The U.S. defense and national security establishment has a civilian casualties problem, and Trump is only making things worse.

By mid-April, data collected by non-profit Airwars revealed that U.S.-coalition airstrikes in Iraq and Syria jumped from 585 in the closing months of 2016 to 2,580 in the first quarter of 2017, per USA Today. As of the beginning of May, Trump’s Pentagon was averaging an airstrike a day (compared to President Barack Obama’s one every 5.4 days) and 3,500 munitions dropped on ISIS targets a month, up from an average of just over 2,300 bombs during 2016 and 2015, per U.S. Central Command (CENTCOM) statistics. The higher pace of both ground and air operations, the more stretched U.S. forces become—and the more prone to potentially deadly tactical miscalculations they become.

This problem extends not just to strategic recklessness, but a lack of transparency that’s been a disturbing streak in Trump’s Pentagon since the White House announced in March it would cease to regularly disclose new troop deployments (Department of Defense policy under the Obama administration was to announce all conventional missions). Even though not every munition deployed as part of Operation Inherent Resolve is of U.S. origin, CENTCOM won’t even publicly attribute airstrikes to coalition allies, according to a May report from Airwars and Foreign Policy.

To be fair to Trump, this is far from a new trend. The Obama administration seemed especially reliant of the MQ-1 Predator drone; the Pentagon conducted at least 10 times as many drone strikes during the Obama years than under President George W. Bush. And secrecy has always defined Obama’s drone war: “Because the names of the dead and the threat they were believed to pose are secret,” the Washington Post reported in 2011, “it is impossible for anyone without access to U.S. intelligence to assess whether the deaths were justified.”

And despite the specter of wanton violence that’s seemed to hang over Trump-era military operations since the ill-fated January U.S. Special Operations Command raid in Yemen that left one Navy SEAL dead, the lethal precision that made the Obama-era drone war so appealing wasn’t very precise at all. According to documents obtained by The Intercept in 2015, nearly 90 percent of those killed by drone strikes in Afghanistan during 2012 “were not the intended targets”; during the opening months of Operation Inherent Resolve in 2014, the U.S. Air Force wasn’t even using the right munitions, resulting in bombing runs that either “[did] not have the intended effect or not detonate entirely,” as the War Zone put it.

Yes, it’s fair to look at Trump’s even more aggressive War on Terror as a function of his administration’s apparent callousness. But given his predecessor’s eight years of death from above, the rising tide of civilian casualties poses a more fundamental question: Despite the lip service of the White House and protestations of Pentagon leadership, does the American political establishment really care about collateral damage beyond the jousting and moral posturing of daily politics?

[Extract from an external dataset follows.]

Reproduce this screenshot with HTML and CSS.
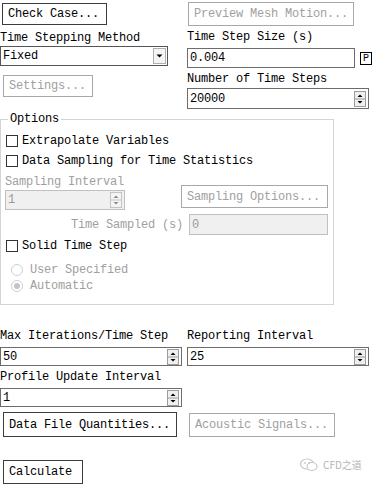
FILE: index.html
```html
<!DOCTYPE html>
<html>
<head>
<meta charset="utf-8">
<link rel="stylesheet" href="styles.css">
</head>
<body>
<div class="page">
  <div class="top">
    <div class="col">
      <button class="btn check">Check Case...</button>
      <div class="label lbl-tsm">Time Stepping Method</div>
      <div class="field select">
        <span>Fixed</span>
        <svg class="drop" width="13" height="16" viewBox="0 0 13 16"><rect x="0.5" y="0.5" width="12" height="15" fill="#f4f4f4" stroke="#b0b0b0"/><path d="M3.5 6.5 H9.5 L6.5 9.5Z" fill="#000"/></svg>
      </div>
      <button class="btn disabled settings">Settings...</button>
    </div>
    <div class="col">
      <button class="btn disabled preview">Preview Mesh Motion...</button>
      <div class="label lbl-tss">Time Step Size (s)</div>
      <div class="row-p">
        <div class="field tss">0.004</div>
        <span class="pbox">P</span>
      </div>
      <div class="label lbl-nts">Number of Time Steps</div>
      <div class="field spin nts">20000
        <svg class="spinner" width="12" height="16" viewBox="0 0 12 16"><rect x="0.5" y="0.5" width="11" height="15" fill="#f0f0f0" stroke="#9c9c9c"/><line x1="1" y1="8" x2="11" y2="8" stroke="#9c9c9c"/><path d="M6 3.5 L8.5 6 H3.5Z" fill="#000"/><path d="M3.5 10 H8.5 L6 12.5Z" fill="#000"/></svg>
      </div>
    </div>
  </div>

  <fieldset class="group">
    <legend>Options</legend>
    <div class="check-row r-extra"><span class="cb"></span><span>Extrapolate Variables</span></div>
    <div class="check-row r-data"><span class="cb"></span><span>Data Sampling for Time Statistics</span></div>
    <div class="sampling">
      <div class="sub">
        <div class="label gray lbl-si">Sampling Interval</div>
        <div class="field spin disabled-field si">1
          <svg class="spinner" width="12" height="16" viewBox="0 0 12 16"><rect x="0.5" y="0.5" width="11" height="15" fill="#f4f4f4" stroke="#c4c4c4"/><line x1="1" y1="8" x2="11" y2="8" stroke="#c4c4c4"/><path d="M6 3.5 L8.5 6 H3.5Z" fill="#8a8a8a"/><path d="M3.5 10 H8.5 L6 12.5Z" fill="#8a8a8a"/></svg>
        </div>
      </div>
      <button class="btn disabled sopt">Sampling Options...</button>
    </div>
    <div class="ts-row">
      <span class="gray ts-label">Time Sampled (s)</span>
      <div class="field disabled-field ts">0</div>
    </div>
    <div class="check-row r-solid"><span class="cb"></span><span>Solid Time Step</span></div>
    <div class="radio-row r-user gray"><span class="rb"></span><span>User Specified</span></div>
    <div class="radio-row r-auto gray"><span class="rb on"></span><span>Automatic</span></div>
  </fieldset>

  <div class="bottom">
    <div class="label">Max Iterations/Time Step</div>
    <div class="label">Reporting Interval</div>
    <div class="field spin b-in">50
      <svg class="spinner" width="12" height="16" viewBox="0 0 12 16"><rect x="0.5" y="0.5" width="11" height="15" fill="#f0f0f0" stroke="#9c9c9c"/><line x1="1" y1="8" x2="11" y2="8" stroke="#9c9c9c"/><path d="M6 3.5 L8.5 6 H3.5Z" fill="#000"/><path d="M3.5 10 H8.5 L6 12.5Z" fill="#000"/></svg>
    </div>
    <div class="field spin b-in">25
      <svg class="spinner" width="12" height="16" viewBox="0 0 12 16"><rect x="0.5" y="0.5" width="11" height="15" fill="#f0f0f0" stroke="#9c9c9c"/><line x1="1" y1="8" x2="11" y2="8" stroke="#9c9c9c"/><path d="M6 3.5 L8.5 6 H3.5Z" fill="#000"/><path d="M3.5 10 H8.5 L6 12.5Z" fill="#000"/></svg>
    </div>
    <div class="label lbl-pui">Profile Update Interval</div>
    <div></div>
    <div class="field spin b-in pui">1
      <svg class="spinner" width="12" height="16" viewBox="0 0 12 16"><rect x="0.5" y="0.5" width="11" height="15" fill="#f0f0f0" stroke="#9c9c9c"/><line x1="1" y1="8" x2="11" y2="8" stroke="#9c9c9c"/><path d="M6 3.5 L8.5 6 H3.5Z" fill="#000"/><path d="M3.5 10 H8.5 L6 12.5Z" fill="#000"/></svg>
    </div>
    <div></div>
    <button class="btn dfq">Data File Quantities...</button>
    <button class="btn disabled acoustic">Acoustic Signals...</button>
  </div>

  <button class="btn calc">Calculate</button>

  <div class="watermark">
    <svg width="20" height="14" viewBox="0 0 20 14"><ellipse cx="8" cy="6" rx="6.5" ry="5" fill="none" stroke="#c8c8c8" stroke-width="1.2"/><ellipse cx="13" cy="8.5" rx="5" ry="4" fill="#fff" stroke="#c8c8c8" stroke-width="1.2"/><circle cx="6" cy="5" r="0.9" fill="#c8c8c8"/><circle cx="10" cy="5" r="0.9" fill="#c8c8c8"/></svg>
    <span>CFD之道</span>
  </div>
</div>
</body>
</html>
```
FILE: styles.css
```css
* { box-sizing: border-box; }
body {
  margin: 0;
  background: #fff;
  font-family: "Liberation Mono", "Noto Sans CJK SC", monospace;
  font-size: 12px;
  letter-spacing: -0.2px;
  color: #000;
}
.page { position: relative; width: 374px; height: 486px; overflow: hidden; }

.label { line-height: 14px; height: 14px; white-space: nowrap; }
.gray { color: #a0a0a0; }

.btn {
  display: block;
  font: inherit;
  letter-spacing: inherit;
  background: #fff;
  border: 1px solid #3c3c3c;
  color: #000;
  padding: 0 0 0 5px;
  text-align: left;
  white-space: nowrap;
  border-radius: 0;
}
.btn.disabled { border-color: #a8a8a8; color: #a0a0a0; }

.field {
  position: relative;
  border: 1px solid #6c6c6c;
  background: #fff;
  padding-left: 2px;
  display: flex;
  align-items: center;
  white-space: nowrap;
}
.disabled-field { background: #f0f0f0; border-color: #c0c0c0; color: #9a9a9a; }
.spinner { position: absolute; right: 2px; top: 50%; margin-top: -8px; }

.top {
  display: grid;
  grid-template-columns: 187px 187px;
}
.col { display: flex; flex-direction: column; align-items: flex-start; }

.check { margin: 3px 0 0 2px; width: 105px; height: 22px; }
.lbl-tsm { margin-top: 6px; }
.select { margin-top: 1px; width: 168px; height: 20px; border-color: #555; }
.select .drop { position: absolute; right: 1px; top: 1px; }
.settings { margin: 9px 0 0 3px; width: 90px; height: 22px; }

.preview { margin: 2px 0 0 1px; width: 166px; height: 24px; }
.lbl-tss { margin-top: 4px; }
.row-p { margin-top: 4px; display: flex; align-items: center; }
.tss { width: 168px; height: 20px; }
.pbox {
  margin-left: 5px;
  width: 12px; height: 13px;
  border: 1px solid #000;
  font-size: 10px;
  line-height: 11px;
  text-align: center;
  letter-spacing: 0;
}
.lbl-nts { margin-top: 4px; }
.nts { margin-top: 2px; width: 182px; height: 21px; }

.group {
  margin: 3px 0 0 0;
  width: 334px;
  padding: 0 0 11px 0;
  border: 1px solid #d4d4d4;
  min-width: 0;
}
.group legend {
  margin-left: 7px;
  padding: 0 2px;
  line-height: 14px;
}
.check-row, .radio-row {
  display: flex;
  align-items: center;
  height: 14px;
  line-height: 14px;
  white-space: nowrap;
}
.cb {
  width: 12px; height: 12px;
  border: 1px solid #333;
  background: #fff;
  margin: 0 4px 0 5px;
  flex: none;
}
.rb {
  width: 12px; height: 12px;
  border: 1px solid #cfcfcf;
  border-radius: 50%;
  background: #fff;
  margin: 0 7px 0 10px;
  flex: none;
  display: flex; align-items: center; justify-content: center;
}
.rb.on::after {
  content: "";
  width: 6px; height: 6px;
  border-radius: 50%;
  background: #c4c4c4;
}
.r-extra { margin-top: 8px; }
.r-data { margin-top: 6px; }
.sampling {
  margin-top: 7px;
  display: grid;
  grid-template-columns: 180px 147px;
  align-items: start;
}
.sub { padding-left: 4px; }
.si { margin-top: 1px; width: 120px; height: 20px; }
.sopt { margin-top: 10px; width: 147px; height: 23px; }
.ts-row { margin-top: 4px; display: flex; align-items: center; }
.ts-label { width: 182px; text-align: right; }
.ts { margin-left: 6px; width: 139px; height: 21px; }
.r-solid { margin-top: 4px; }
.r-user { margin-top: 10px; }
.r-auto { margin-top: 2px; }

.bottom {
  margin-top: 24px;
  display: grid;
  grid-template-columns: 181px 187px;
  column-gap: 6px;
  align-items: start;
}
.bottom .b-in { margin-top: 4px; width: 182px; height: 19px; }
.bottom .label { margin-top: 0; }
.lbl-pui { margin-top: 4px !important; }
.pui { margin-top: 4px; }
.dfq { margin: 5px 0 0 3px; width: 174px; height: 25px; }
.acoustic { margin: 6px 0 0 2px; width: 146px; height: 24px; }
.calc { margin: 23px 0 0 3px; width: 80px; height: 24px; }

.watermark {
  position: absolute;
  left: 299px;
  top: 457px;
  display: flex;
  align-items: center;
  gap: 4px;
  color: #b4b4b4;
  font-family: "Noto Sans CJK SC", sans-serif;
  font-size: 10px;
  letter-spacing: 0;
}
```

Civilian casualties are, to those who shape their lives around the complexities of war and peace, an inevitability. In the vacuum of our homes, we can and must assert that human life is inviolable and unquantifiable, supposedly the core pillar of Western political philosophy that separates the just wars of nation-states from the malicious “barbarism” of terrorists who deliberately target civilian populations.

But that’s not the case. The very concept of “acceptable losses” presupposes a human life that can be assigned a dollar value, a comparative value to others. And, once the human life is monetizable, its value and use become flexible and expendable beyond those moral and ethical rules regarding civilian casualties we consider laws of war. Civilians will die, either because of their tangential association with the war fighting effort (say, workers in munitions factories in Germany and Japan that felt the full wrath of Allied air power) or by accident, and in the eyes of career war fighters, pretending otherwise “is based on historical misconceptions, moral sloppiness, and an unwillingness to confront some inconvenient truths about the nature of war,” as Congressional Research Service military manpower analyst Robert Goldich put it in 2014.

Sure, collateral damage is preferably avoidable even from a strategic point of view, as the national security letter to Trump indicated, but that logic cuts both ways. “While battle losses, then, are unquestionably a matter of vital concern both to heads of state and to those who command their armed forces,” retired U.S. Army Lieutenant General and former ambassador to Afghanistan Karl Eikenberry wrote in the Army War College journal Parameters, “it is not at all clear to what extent it is constructive for a military to explicitly include the goal of casualty limitation as a cornerstone of its doctrine.”

Trump may be callous in the eyes of his detractors, but in the case of civilian casualties, his White House isn’t even trying to pretend like it cares—and, in some ways, that’s both better and worse than the era of death from above ushered in by Obama. Most conventional politicians appear to adhere to Carl von Clausewitz’s famous maxim that war “is simply the continuation of political intercourse with the addition of other means.” Trump may be the only politician to embrace this principle so nakedly—and time will tell what consequences that yields for the international community.